Karen Pratt on a new translation of the Oxford Roland by Simon Gaunt and Karen Pratt (Oxford World’s Classics).

In The Song of Roland and Other Poems of Charlemagne our aim was to produce lively prose translations, which, especially in the case of the Oxford Roland, pay attention to epic rhythm and style, in an attempt to recreate some of the excitement of aural reception. We have also placed the famous epic about the heroic death of Charlemagne’s nephew Roland in the context of two lesser-known medieval French epics which present the emperor and his companions in a far from favourable light. The late twelfth- early thirteenth-century Occitan Daurel et Beton depicts Charles marrying off his recently widowed sister to her husband’s murderer for money, while the twelfth-century Anglo-Norman Voyage de Charlemagne à Jérusalem et à Constantinople presents him as a relic-grabbing, arrogant, insensitive tourist abroad. His men, including Roland and Oliver, indulge in a series of post-prandial boasts which insult their host, King Hugo the Strong of Constantinople, and are only fulfilled with the dubious intervention of a highly indulgent Christian God. This work may well be a satirical riposte to the late eleventh-century Latin Descriptio qualiter, a text which outrageously claims Carolingian origins for the relics held at Saint-Denis.
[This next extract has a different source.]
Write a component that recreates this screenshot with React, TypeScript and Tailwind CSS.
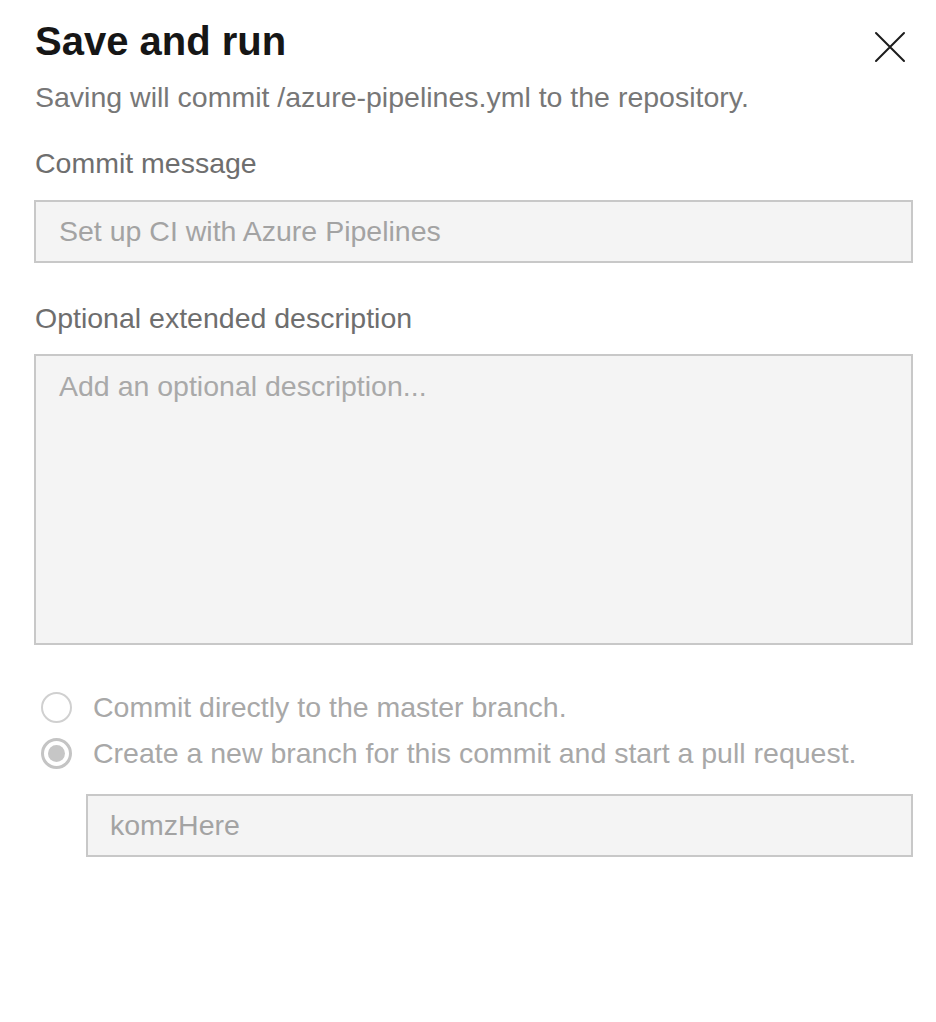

It also parodies the diction of heroic epic and pokes fun at the human frailty of characters who will play a more tragic and heroic role in the Battle of Rencesvals. While the epic grandeur and lyrical pathos of the Oxford Roland are not challenged by this re-contextualisation of the canonical work, we are reminded that as Charlemagne’s legend developed his reputation was not always unblemished, perhaps, in particular, when presented by French-speaking authors beyond the Capetian realm.